### Goal:
Output the material exactly, but drop every image it holds.

↓

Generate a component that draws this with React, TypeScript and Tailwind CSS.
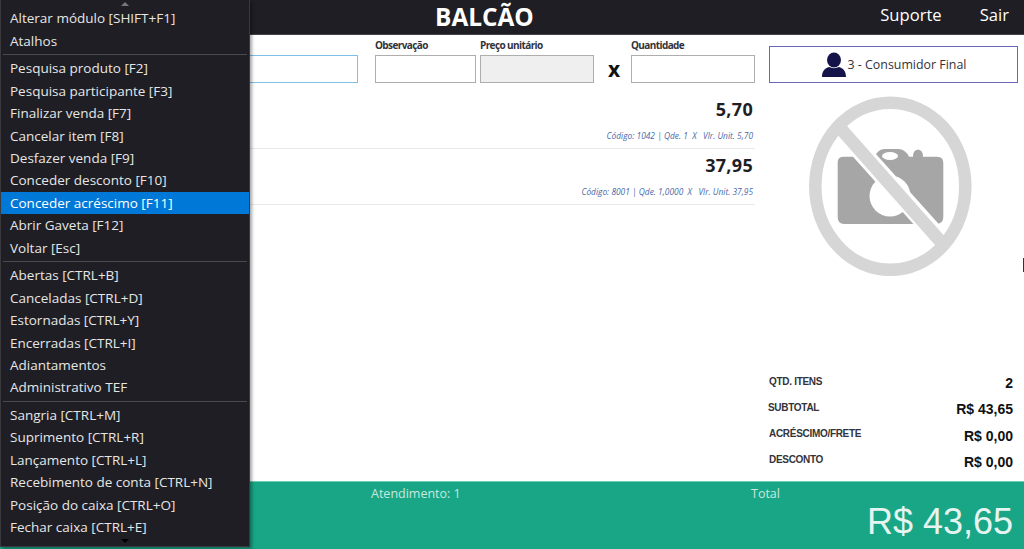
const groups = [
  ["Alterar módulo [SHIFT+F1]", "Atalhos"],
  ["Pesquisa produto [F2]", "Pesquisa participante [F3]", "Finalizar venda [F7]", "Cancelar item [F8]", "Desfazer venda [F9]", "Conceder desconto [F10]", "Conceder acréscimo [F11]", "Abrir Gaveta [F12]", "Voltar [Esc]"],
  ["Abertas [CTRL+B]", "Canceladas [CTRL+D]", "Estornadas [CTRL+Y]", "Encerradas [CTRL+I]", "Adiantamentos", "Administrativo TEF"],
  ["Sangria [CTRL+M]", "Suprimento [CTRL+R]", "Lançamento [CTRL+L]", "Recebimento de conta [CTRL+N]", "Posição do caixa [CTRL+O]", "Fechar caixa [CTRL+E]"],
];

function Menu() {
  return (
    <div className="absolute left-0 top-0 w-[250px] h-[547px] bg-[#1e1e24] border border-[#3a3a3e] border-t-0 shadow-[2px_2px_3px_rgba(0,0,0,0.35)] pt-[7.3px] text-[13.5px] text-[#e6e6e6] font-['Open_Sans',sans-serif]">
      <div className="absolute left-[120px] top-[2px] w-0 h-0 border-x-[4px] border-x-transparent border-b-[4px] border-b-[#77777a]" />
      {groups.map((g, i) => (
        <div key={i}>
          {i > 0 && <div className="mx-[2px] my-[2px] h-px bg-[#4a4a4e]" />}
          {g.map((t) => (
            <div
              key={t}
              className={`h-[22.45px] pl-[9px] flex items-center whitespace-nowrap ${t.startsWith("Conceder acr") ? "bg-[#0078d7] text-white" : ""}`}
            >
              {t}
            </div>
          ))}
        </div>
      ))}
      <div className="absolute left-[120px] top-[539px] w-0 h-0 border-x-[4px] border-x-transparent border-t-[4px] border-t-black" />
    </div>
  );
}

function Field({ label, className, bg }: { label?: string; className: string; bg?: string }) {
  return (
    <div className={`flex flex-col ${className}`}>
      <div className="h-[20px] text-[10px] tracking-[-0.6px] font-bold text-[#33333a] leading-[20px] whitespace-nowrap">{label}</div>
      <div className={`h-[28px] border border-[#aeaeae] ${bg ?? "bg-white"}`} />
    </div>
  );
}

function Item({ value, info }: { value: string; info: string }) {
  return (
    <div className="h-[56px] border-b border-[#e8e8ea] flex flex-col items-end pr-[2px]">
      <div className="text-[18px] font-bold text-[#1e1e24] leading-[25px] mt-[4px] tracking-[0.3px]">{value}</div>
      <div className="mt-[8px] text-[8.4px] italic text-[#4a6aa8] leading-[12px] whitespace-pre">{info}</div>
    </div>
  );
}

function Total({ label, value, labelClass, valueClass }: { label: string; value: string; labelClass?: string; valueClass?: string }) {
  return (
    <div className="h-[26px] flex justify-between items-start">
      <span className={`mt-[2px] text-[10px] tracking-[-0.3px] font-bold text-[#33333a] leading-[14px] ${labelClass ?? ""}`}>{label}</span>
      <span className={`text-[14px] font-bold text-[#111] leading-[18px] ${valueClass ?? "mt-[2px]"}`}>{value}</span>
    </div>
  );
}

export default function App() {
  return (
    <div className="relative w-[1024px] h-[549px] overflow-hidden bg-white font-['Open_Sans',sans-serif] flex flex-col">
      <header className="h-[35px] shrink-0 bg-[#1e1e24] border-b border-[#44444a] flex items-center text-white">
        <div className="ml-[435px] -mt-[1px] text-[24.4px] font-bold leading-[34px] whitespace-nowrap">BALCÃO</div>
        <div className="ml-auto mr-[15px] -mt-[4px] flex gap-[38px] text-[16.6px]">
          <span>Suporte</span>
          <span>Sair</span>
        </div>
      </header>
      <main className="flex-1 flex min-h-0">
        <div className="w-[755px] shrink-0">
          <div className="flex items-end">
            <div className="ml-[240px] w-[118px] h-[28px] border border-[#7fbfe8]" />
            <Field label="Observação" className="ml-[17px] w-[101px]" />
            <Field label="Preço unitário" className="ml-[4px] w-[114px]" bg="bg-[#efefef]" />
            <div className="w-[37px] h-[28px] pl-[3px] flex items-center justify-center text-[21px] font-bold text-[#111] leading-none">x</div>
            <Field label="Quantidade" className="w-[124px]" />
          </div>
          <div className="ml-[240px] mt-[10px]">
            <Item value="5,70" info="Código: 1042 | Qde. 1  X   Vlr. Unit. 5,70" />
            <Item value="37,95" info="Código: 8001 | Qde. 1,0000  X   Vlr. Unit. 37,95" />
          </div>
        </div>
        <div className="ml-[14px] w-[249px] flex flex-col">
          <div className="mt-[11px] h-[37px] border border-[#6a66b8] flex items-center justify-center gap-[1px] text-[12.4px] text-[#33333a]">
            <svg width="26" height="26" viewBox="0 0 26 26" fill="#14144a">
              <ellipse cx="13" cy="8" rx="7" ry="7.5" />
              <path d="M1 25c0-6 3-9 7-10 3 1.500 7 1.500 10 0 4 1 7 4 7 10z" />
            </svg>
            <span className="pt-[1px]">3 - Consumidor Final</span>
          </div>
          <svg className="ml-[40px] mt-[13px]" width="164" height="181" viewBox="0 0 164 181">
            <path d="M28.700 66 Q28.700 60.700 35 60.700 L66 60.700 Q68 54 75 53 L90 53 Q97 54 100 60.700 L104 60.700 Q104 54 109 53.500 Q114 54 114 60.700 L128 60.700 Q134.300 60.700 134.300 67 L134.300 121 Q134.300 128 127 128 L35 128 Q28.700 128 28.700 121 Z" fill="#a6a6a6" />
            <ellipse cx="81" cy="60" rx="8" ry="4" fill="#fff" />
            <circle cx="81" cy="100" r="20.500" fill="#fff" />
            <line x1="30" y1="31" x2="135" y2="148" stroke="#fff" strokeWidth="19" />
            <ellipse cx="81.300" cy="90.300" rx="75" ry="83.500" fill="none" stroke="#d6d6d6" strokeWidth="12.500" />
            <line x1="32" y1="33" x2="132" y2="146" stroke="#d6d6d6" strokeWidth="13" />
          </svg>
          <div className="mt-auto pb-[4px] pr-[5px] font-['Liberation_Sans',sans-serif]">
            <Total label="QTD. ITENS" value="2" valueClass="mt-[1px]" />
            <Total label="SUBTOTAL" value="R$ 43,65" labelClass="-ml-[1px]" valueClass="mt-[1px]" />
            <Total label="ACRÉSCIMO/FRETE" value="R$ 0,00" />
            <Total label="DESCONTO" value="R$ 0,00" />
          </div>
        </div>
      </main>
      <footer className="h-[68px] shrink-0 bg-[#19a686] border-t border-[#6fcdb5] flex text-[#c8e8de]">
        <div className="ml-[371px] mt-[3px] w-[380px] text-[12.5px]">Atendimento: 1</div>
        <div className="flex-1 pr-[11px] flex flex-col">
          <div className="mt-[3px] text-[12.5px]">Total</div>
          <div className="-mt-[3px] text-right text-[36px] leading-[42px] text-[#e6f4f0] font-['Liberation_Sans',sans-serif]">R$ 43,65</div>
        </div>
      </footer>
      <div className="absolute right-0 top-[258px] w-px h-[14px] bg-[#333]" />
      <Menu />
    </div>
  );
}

↑

### Answer to the exercise:
Generate a component that draws this with React, TypeScript and Tailwind CSS.
const groups = [
  ["Alterar módulo [SHIFT+F1]", "Atalhos"],
  ["Pesquisa produto [F2]", "Pesquisa participante [F3]", "Finalizar venda [F7]", "Cancelar item [F8]", "Desfazer venda [F9]", "Conceder desconto [F10]", "Conceder acréscimo [F11]", "Abrir Gaveta [F12]", "Voltar [Esc]"],
  ["Abertas [CTRL+B]", "Canceladas [CTRL+D]", "Estornadas [CTRL+Y]", "Encerradas [CTRL+I]", "Adiantamentos", "Administrativo TEF"],
  ["Sangria [CTRL+M]", "Suprimento [CTRL+R]", "Lançamento [CTRL+L]", "Recebimento de conta [CTRL+N]", "Posição do caixa [CTRL+O]", "Fechar caixa [CTRL+E]"],
];

function Menu() {
  return (
    <div className="absolute left-0 top-0 w-[250px] h-[547px] bg-[#1e1e24] border border-[#3a3a3e] border-t-0 shadow-[2px_2px_3px_rgba(0,0,0,0.35)] pt-[7.3px] text-[13.5px] text-[#e6e6e6] font-['Open_Sans',sans-serif]">
      <div className="absolute left-[120px] top-[2px] w-0 h-0 border-x-[4px] border-x-transparent border-b-[4px] border-b-[#77777a]" />
      {groups.map((g, i) => (
        <div key={i}>
          {i > 0 && <div className="mx-[2px] my-[2px] h-px bg-[#4a4a4e]" />}
          {g.map((t) => (
            <div
              key={t}
              className={`h-[22.45px] pl-[9px] flex items-center whitespace-nowrap ${t.startsWith("Conceder acr") ? "bg-[#0078d7] text-white" : ""}`}
            >
              {t}
            </div>
          ))}
        </div>
      ))}
      <div className="absolute left-[120px] top-[539px] w-0 h-0 border-x-[4px] border-x-transparent border-t-[4px] border-t-black" />
    </div>
  );
}

function Field({ label, className, bg }: { label?: string; className: string; bg?: string }) {
  return (
    <div className={`flex flex-col ${className}`}>
      <div className="h-[20px] text-[10px] tracking-[-0.6px] font-bold text-[#33333a] leading-[20px] whitespace-nowrap">{label}</div>
      <div className={`h-[28px] border border-[#aeaeae] ${bg ?? "bg-white"}`} />
    </div>
  );
}

function Item({ value, info }: { value: string; info: string }) {
  return (
    <div className="h-[56px] border-b border-[#e8e8ea] flex flex-col items-end pr-[2px]">
      <div className="text-[18px] font-bold text-[#1e1e24] leading-[25px] mt-[4px] tracking-[0.3px]">{value}</div>
      <div className="mt-[8px] text-[8.4px] italic text-[#4a6aa8] leading-[12px] whitespace-pre">{info}</div>
    </div>
  );
}

function Total({ label, value, labelClass, valueClass }: { label: string; value: string; labelClass?: string; valueClass?: string }) {
  return (
    <div className="h-[26px] flex justify-between items-start">
      <span className={`mt-[2px] text-[10px] tracking-[-0.3px] font-bold text-[#33333a] leading-[14px] ${labelClass ?? ""}`}>{label}</span>
      <span className={`text-[14px] font-bold text-[#111] leading-[18px] ${valueClass ?? "mt-[2px]"}`}>{value}</span>
    </div>
  );
}

export default function App() {
  return (
    <div className="relative w-[1024px] h-[549px] overflow-hidden bg-white font-['Open_Sans',sans-serif] flex flex-col">
      <header className="h-[35px] shrink-0 bg-[#1e1e24] border-b border-[#44444a] flex items-center text-white">
        <div className="ml-[435px] -mt-[1px] text-[24.4px] font-bold leading-[34px] whitespace-nowrap">BALCÃO</div>
        <div className="ml-auto mr-[15px] -mt-[4px] flex gap-[38px] text-[16.6px]">
          <span>Suporte</span>
          <span>Sair</span>
        </div>
      </header>
      <main className="flex-1 flex min-h-0">
        <div className="w-[755px] shrink-0">
          <div className="flex items-end">
            <div className="ml-[240px] w-[118px] h-[28px] border border-[#7fbfe8]" />
            <Field label="Observação" className="ml-[17px] w-[101px]" />
            <Field label="Preço unitário" className="ml-[4px] w-[114px]" bg="bg-[#efefef]" />
            <div className="w-[37px] h-[28px] pl-[3px] flex items-center justify-center text-[21px] font-bold text-[#111] leading-none">x</div>
            <Field label="Quantidade" className="w-[124px]" />
          </div>
          <div className="ml-[240px] mt-[10px]">
            <Item value="5,70" info="Código: 1042 | Qde. 1  X   Vlr. Unit. 5,70" />
            <Item value="37,95" info="Código: 8001 | Qde. 1,0000  X   Vlr. Unit. 37,95" />
          </div>
        </div>
        <div className="ml-[14px] w-[249px] flex flex-col">
          <div className="mt-[11px] h-[37px] border border-[#6a66b8] flex items-center justify-center gap-[1px] text-[12.4px] text-[#33333a]">
            <svg width="26" height="26" viewBox="0 0 26 26" fill="#14144a">
              <ellipse cx="13" cy="8" rx="7" ry="7.5" />
              <path d="M1 25c0-6 3-9 7-10 3 1.500 7 1.500 10 0 4 1 7 4 7 10z" />
            </svg>
            <span className="pt-[1px]">3 - Consumidor Final</span>
          </div>
          <svg className="ml-[40px] mt-[13px]" width="164" height="181" viewBox="0 0 164 181">
            <path d="M28.700 66 Q28.700 60.700 35 60.700 L66 60.700 Q68 54 75 53 L90 53 Q97 54 100 60.700 L104 60.700 Q104 54 109 53.500 Q114 54 114 60.700 L128 60.700 Q134.300 60.700 134.300 67 L134.300 121 Q134.300 128 127 128 L35 128 Q28.700 128 28.700 121 Z" fill="#a6a6a6" />
            <ellipse cx="81" cy="60" rx="8" ry="4" fill="#fff" />
            <circle cx="81" cy="100" r="20.500" fill="#fff" />
            <line x1="30" y1="31" x2="135" y2="148" stroke="#fff" strokeWidth="19" />
            <ellipse cx="81.300" cy="90.300" rx="75" ry="83.500" fill="none" stroke="#d6d6d6" strokeWidth="12.500" />
            <line x1="32" y1="33" x2="132" y2="146" stroke="#d6d6d6" strokeWidth="13" />
          </svg>
          <div className="mt-auto pb-[4px] pr-[5px] font-['Liberation_Sans',sans-serif]">
            <Total label="QTD. ITENS" value="2" valueClass="mt-[1px]" />
            <Total label="SUBTOTAL" value="R$ 43,65" labelClass="-ml-[1px]" valueClass="mt-[1px]" />
            <Total label="ACRÉSCIMO/FRETE" value="R$ 0,00" />
            <Total label="DESCONTO" value="R$ 0,00" />
          </div>
        </div>
      </main>
      <footer className="h-[68px] shrink-0 bg-[#19a686] border-t border-[#6fcdb5] flex text-[#c8e8de]">
        <div className="ml-[371px] mt-[3px] w-[380px] text-[12.5px]">Atendimento: 1</div>
        <div className="flex-1 pr-[11px] flex flex-col">
          <div className="mt-[3px] text-[12.5px]">Total</div>
          <div className="-mt-[3px] text-right text-[36px] leading-[42px] text-[#e6f4f0] font-['Liberation_Sans',sans-serif]">R$ 43,65</div>
        </div>
      </footer>
      <div className="absolute right-0 top-[258px] w-px h-[14px] bg-[#333]" />
      <Menu />
    </div>
  );
}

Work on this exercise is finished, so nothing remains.